Work instructions: Print the listing as it stands, omitting all images.

Provided data:
=====

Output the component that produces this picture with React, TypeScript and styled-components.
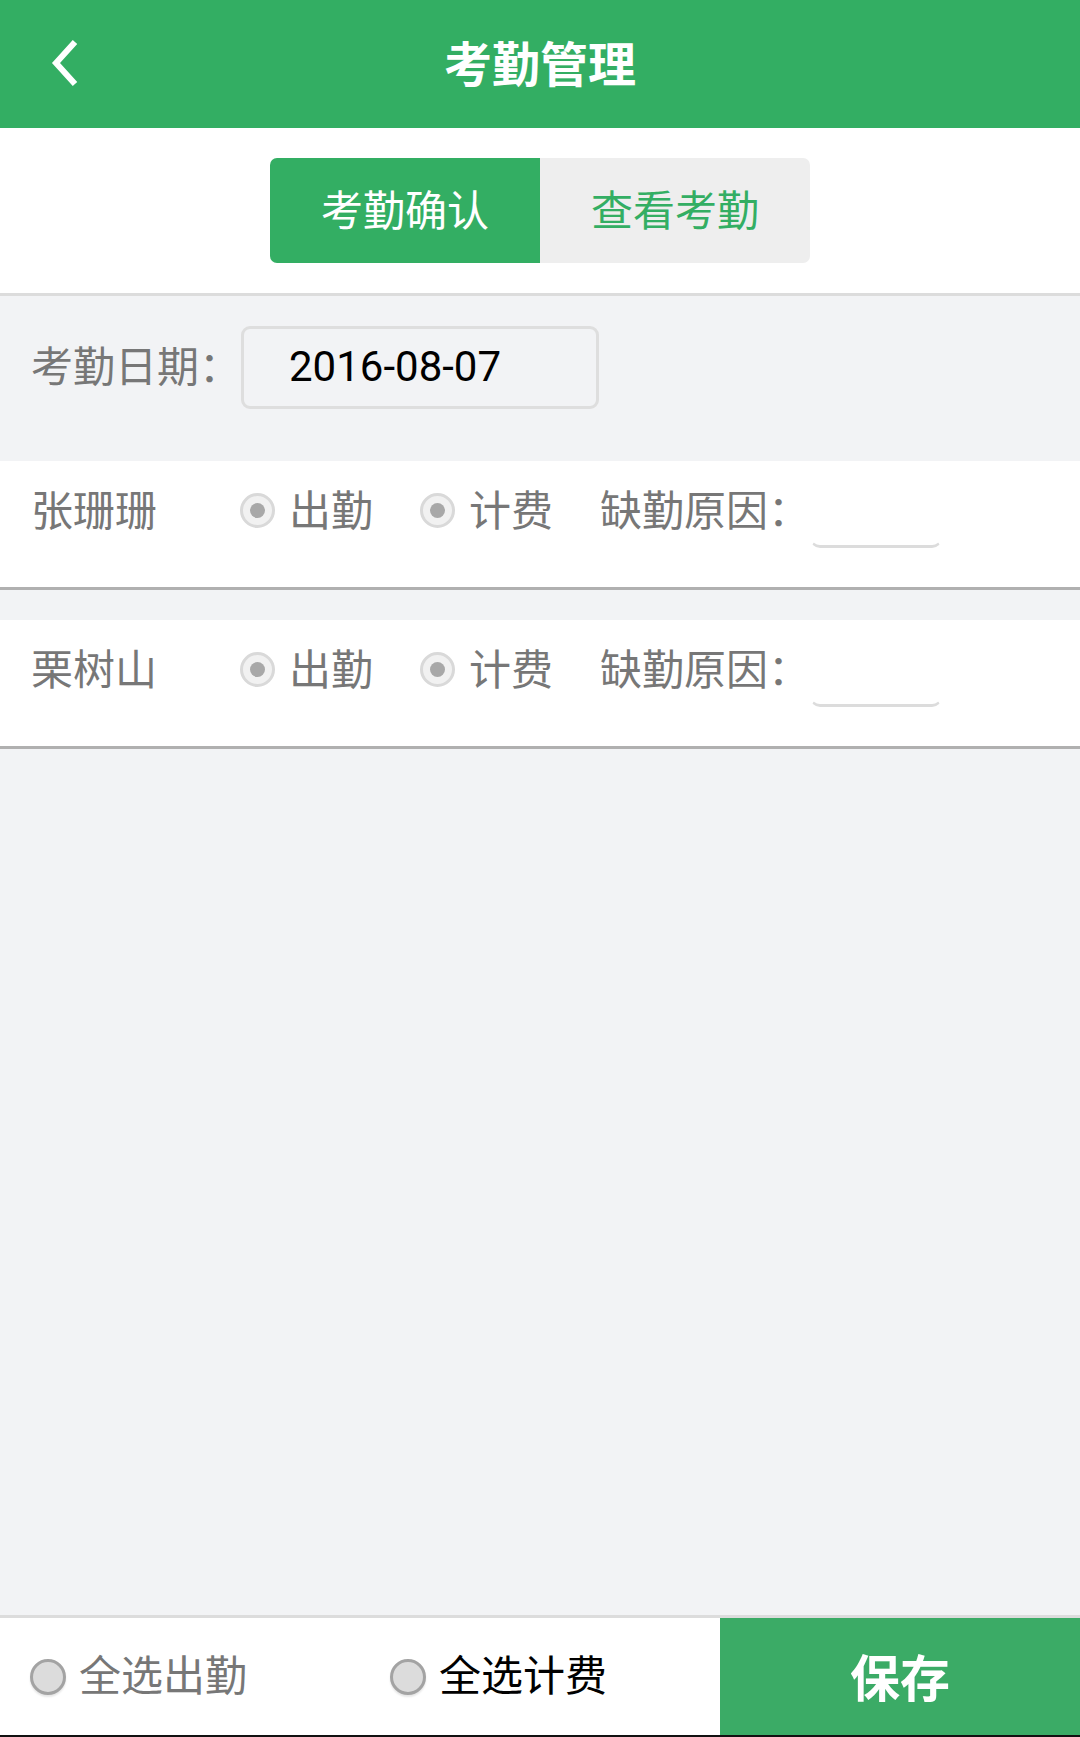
import styled, { createGlobalStyle } from 'styled-components';

const GlobalStyle = createGlobalStyle`
  html, body {
    margin: 0;
    padding: 0;
    background: #f2f3f5;
  }
  * {
    box-sizing: border-box;
  }
  body {
    font-family: Roboto, "Noto Sans CJK SC", sans-serif;
  }
`;

type TStaff = {
  id: number;
  name: string;
};

const staffList: TStaff[] = [
  { id: 1, name: '张珊珊' },
  { id: 2, name: '栗树山' },
];

const BackIcon = () => (
  <svg width='30' height='48' viewBox='0 0 30 48'>
    <polyline points='25,3 6,24 25,45' fill='none' stroke='#fff' strokeWidth='6' />
  </svg>
);

const App = () => {
  return (
    <>
      <GlobalStyle />
      <Page>
        <Header>
          <BackBtn>
            <BackIcon />
          </BackBtn>
          <Title>考勤管理</Title>
        </Header>

        <TabBar>
          <Tabs>
            <Tab active>考勤确认</Tab>
            <Tab>查看考勤</Tab>
          </Tabs>
        </TabBar>

        <DateSection>
          <Label>考勤日期：</Label>
          <DateBox>2016-08-07</DateBox>
        </DateSection>

        {staffList.map((staff) => (
          <StaffRow key={staff.id}>
            <Name>{staff.name}</Name>
            <Option>
              <Radio />
              <OptionText>出勤</OptionText>
            </Option>
            <Option>
              <Radio />
              <OptionText>计费</OptionText>
            </Option>
            <Label>缺勤原因：</Label>
            <ReasonInput />
          </StaffRow>
        ))}

        <Filler />

        <Footer>
          <SelectAll>
            <RoundCheck />
            <SelectText>全选出勤</SelectText>
          </SelectAll>
          <SelectAll>
            <RoundCheck />
            <SelectText dark>全选计费</SelectText>
          </SelectAll>
          <SaveBtn>保存</SaveBtn>
        </Footer>
      </Page>
    </>
  );
};

export default App;

const Page = styled.div`
  display: flex;
  flex-direction: column;
  height: 100vh;
  background: #f2f3f5;
`;

const Header = styled.div`
  position: relative;
  display: flex;
  align-items: center;
  justify-content: center;
  height: 128px;
  padding-bottom: 6px;
  background: #33ae63;
`;

const BackBtn = styled.div`
  position: absolute;
  left: 50px;
  top: 39px;
  display: flex;
`;

const Title = styled.div`
  font-size: 48px;
  font-weight: bold;
  color: #fff;
`;

const TabBar = styled.div`
  display: flex;
  justify-content: center;
  padding: 30px 0;
  background: #fff;
  border-bottom: 3px solid #dcdcdc;
`;

const Tabs = styled.div`
  display: flex;
  border-radius: 7px;
  overflow: hidden;
`;

const Tab = styled.div<{ active?: boolean }>`
  display: flex;
  align-items: center;
  justify-content: center;
  width: 270px;
  height: 105px;
  padding-bottom: 6px;
  font-size: 42px;
  color: ${({ active }) => (active ? '#fff' : '#33ae63')};
  background: ${({ active }) => (active ? '#33ae63' : '#eeeeee')};
`;

const DateSection = styled.div`
  display: flex;
  align-items: center;
  height: 165px;
  padding: 30px 0 52px 31px;
`;

const Label = styled.div`
  width: 210px;
  font-size: 42px;
  line-height: 48px;
  color: #777;
  white-space: nowrap;
`;

const DateBox = styled.div`
  display: flex;
  align-items: center;
  width: 358px;
  height: 83px;
  padding: 0 0 2px 45px;
  border: 3px solid #dedede;
  border-radius: 9px;
  font-size: 42px;
  color: #000;
`;

const StaffRow = styled.div`
  display: flex;
  align-items: flex-start;
  height: 129px;
  padding: 27px 0 0 31px;
  background: #fff;
  border-bottom: 3px solid #b0b0b0;

  & + & {
    margin-top: 30px;
  }
`;

const Name = styled.div`
  width: 209px;
  font-size: 42px;
  line-height: 48px;
  color: #777;
`;

const Option = styled.div`
  display: flex;
  align-items: center;
  gap: 14px;
  width: 180px;
  height: 48px;
`;

const Radio = styled.span`
  position: relative;
  width: 35px;
  height: 35px;
  margin-bottom: 3px;
  border: 3px solid #d9d9d9;
  border-radius: 50%;
  background: #f1f1f1;

  &::after {
    content: '';
    position: absolute;
    left: 7px;
    top: 7px;
    width: 15px;
    height: 15px;
    border-radius: 50%;
    background: #a8a8a8;
  }
`;

const OptionText = styled.span`
  font-size: 42px;
  line-height: 48px;
  color: #777;
`;

const ReasonInput = styled.div`
  width: 132px;
  height: 60px;
  border: 2px solid #fff;
  border-bottom: 3px solid #dcdcdc;
  border-radius: 10px;
  background: #fff;
`;

const Filler = styled.div`
  flex: 1;
`;

const Footer = styled.div`
  display: flex;
  height: 122px;
  background: #fff;
  border-top: 3px solid #dcdcdc;
  border-bottom: 2px solid #111;
`;

const SelectAll = styled.div`
  display: flex;
  align-items: center;
  gap: 13px;
  width: 360px;
  padding-left: 30px;
`;

const RoundCheck = styled.span`
  width: 36px;
  height: 36px;
  border-radius: 50%;
  border: 3px solid #a3a3a3;
  background: #dcdcdc;
  box-shadow: 0 2px 2px rgba(0, 0, 0, 0.1);
`;

const SelectText = styled.span<{ dark?: boolean }>`
  font-size: 42px;
  line-height: 48px;
  color: ${({ dark }) => (dark ? '#000' : '#777')};
`;

const SaveBtn = styled.div`
  display: flex;
  align-items: center;
  justify-content: center;
  flex: 1;
  padding-bottom: 4px;
  font-size: 50px;
  font-weight: bold;
  color: #fff;
  background: #3bab66;
`;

=====

Output of the exercise:
Output the component that produces this picture with React, TypeScript and styled-components.
import styled, { createGlobalStyle } from 'styled-components';

const GlobalStyle = createGlobalStyle`
  html, body {
    margin: 0;
    padding: 0;
    background: #f2f3f5;
  }
  * {
    box-sizing: border-box;
  }
  body {
    font-family: Roboto, "Noto Sans CJK SC", sans-serif;
  }
`;

type TStaff = {
  id: number;
  name: string;
};

const staffList: TStaff[] = [
  { id: 1, name: '张珊珊' },
  { id: 2, name: '栗树山' },
];

const BackIcon = () => (
  <svg width='30' height='48' viewBox='0 0 30 48'>
    <polyline points='25,3 6,24 25,45' fill='none' stroke='#fff' strokeWidth='6' />
  </svg>
);

const App = () => {
  return (
    <>
      <GlobalStyle />
      <Page>
        <Header>
          <BackBtn>
            <BackIcon />
          </BackBtn>
          <Title>考勤管理</Title>
        </Header>

        <TabBar>
          <Tabs>
            <Tab active>考勤确认</Tab>
            <Tab>查看考勤</Tab>
          </Tabs>
        </TabBar>

        <DateSection>
          <Label>考勤日期：</Label>
          <DateBox>2016-08-07</DateBox>
        </DateSection>

        {staffList.map((staff) => (
          <StaffRow key={staff.id}>
            <Name>{staff.name}</Name>
            <Option>
              <Radio />
              <OptionText>出勤</OptionText>
            </Option>
            <Option>
              <Radio />
              <OptionText>计费</OptionText>
            </Option>
            <Label>缺勤原因：</Label>
            <ReasonInput />
          </StaffRow>
        ))}

        <Filler />

        <Footer>
          <SelectAll>
            <RoundCheck />
            <SelectText>全选出勤</SelectText>
          </SelectAll>
          <SelectAll>
            <RoundCheck />
            <SelectText dark>全选计费</SelectText>
          </SelectAll>
          <SaveBtn>保存</SaveBtn>
        </Footer>
      </Page>
    </>
  );
};

export default App;

const Page = styled.div`
  display: flex;
  flex-direction: column;
  height: 100vh;
  background: #f2f3f5;
`;

const Header = styled.div`
  position: relative;
  display: flex;
  align-items: center;
  justify-content: center;
  height: 128px;
  padding-bottom: 6px;
  background: #33ae63;
`;

const BackBtn = styled.div`
  position: absolute;
  left: 50px;
  top: 39px;
  display: flex;
`;

const Title = styled.div`
  font-size: 48px;
  font-weight: bold;
  color: #fff;
`;

const TabBar = styled.div`
  display: flex;
  justify-content: center;
  padding: 30px 0;
  background: #fff;
  border-bottom: 3px solid #dcdcdc;
`;

const Tabs = styled.div`
  display: flex;
  border-radius: 7px;
  overflow: hidden;
`;

const Tab = styled.div<{ active?: boolean }>`
  display: flex;
  align-items: center;
  justify-content: center;
  width: 270px;
  height: 105px;
  padding-bottom: 6px;
  font-size: 42px;
  color: ${({ active }) => (active ? '#fff' : '#33ae63')};
  background: ${({ active }) => (active ? '#33ae63' : '#eeeeee')};
`;

const DateSection = styled.div`
  display: flex;
  align-items: center;
  height: 165px;
  padding: 30px 0 52px 31px;
`;

const Label = styled.div`
  width: 210px;
  font-size: 42px;
  line-height: 48px;
  color: #777;
  white-space: nowrap;
`;

const DateBox = styled.div`
  display: flex;
  align-items: center;
  width: 358px;
  height: 83px;
  padding: 0 0 2px 45px;
  border: 3px solid #dedede;
  border-radius: 9px;
  font-size: 42px;
  color: #000;
`;

const StaffRow = styled.div`
  display: flex;
  align-items: flex-start;
  height: 129px;
  padding: 27px 0 0 31px;
  background: #fff;
  border-bottom: 3px solid #b0b0b0;

  & + & {
    margin-top: 30px;
  }
`;

const Name = styled.div`
  width: 209px;
  font-size: 42px;
  line-height: 48px;
  color: #777;
`;

const Option = styled.div`
  display: flex;
  align-items: center;
  gap: 14px;
  width: 180px;
  height: 48px;
`;

const Radio = styled.span`
  position: relative;
  width: 35px;
  height: 35px;
  margin-bottom: 3px;
  border: 3px solid #d9d9d9;
  border-radius: 50%;
  background: #f1f1f1;

  &::after {
    content: '';
    position: absolute;
    left: 7px;
    top: 7px;
    width: 15px;
    height: 15px;
    border-radius: 50%;
    background: #a8a8a8;
  }
`;

const OptionText = styled.span`
  font-size: 42px;
  line-height: 48px;
  color: #777;
`;

const ReasonInput = styled.div`
  width: 132px;
  height: 60px;
  border: 2px solid #fff;
  border-bottom: 3px solid #dcdcdc;
  border-radius: 10px;
  background: #fff;
`;

const Filler = styled.div`
  flex: 1;
`;

const Footer = styled.div`
  display: flex;
  height: 122px;
  background: #fff;
  border-top: 3px solid #dcdcdc;
  border-bottom: 2px solid #111;
`;

const SelectAll = styled.div`
  display: flex;
  align-items: center;
  gap: 13px;
  width: 360px;
  padding-left: 30px;
`;

const RoundCheck = styled.span`
  width: 36px;
  height: 36px;
  border-radius: 50%;
  border: 3px solid #a3a3a3;
  background: #dcdcdc;
  box-shadow: 0 2px 2px rgba(0, 0, 0, 0.1);
`;

const SelectText = styled.span<{ dark?: boolean }>`
  font-size: 42px;
  line-height: 48px;
  color: ${({ dark }) => (dark ? '#000' : '#777')};
`;

const SaveBtn = styled.div`
  display: flex;
  align-items: center;
  justify-content: center;
  flex: 1;
  padding-bottom: 4px;
  font-size: 50px;
  font-weight: bold;
  color: #fff;
  background: #3bab66;
`;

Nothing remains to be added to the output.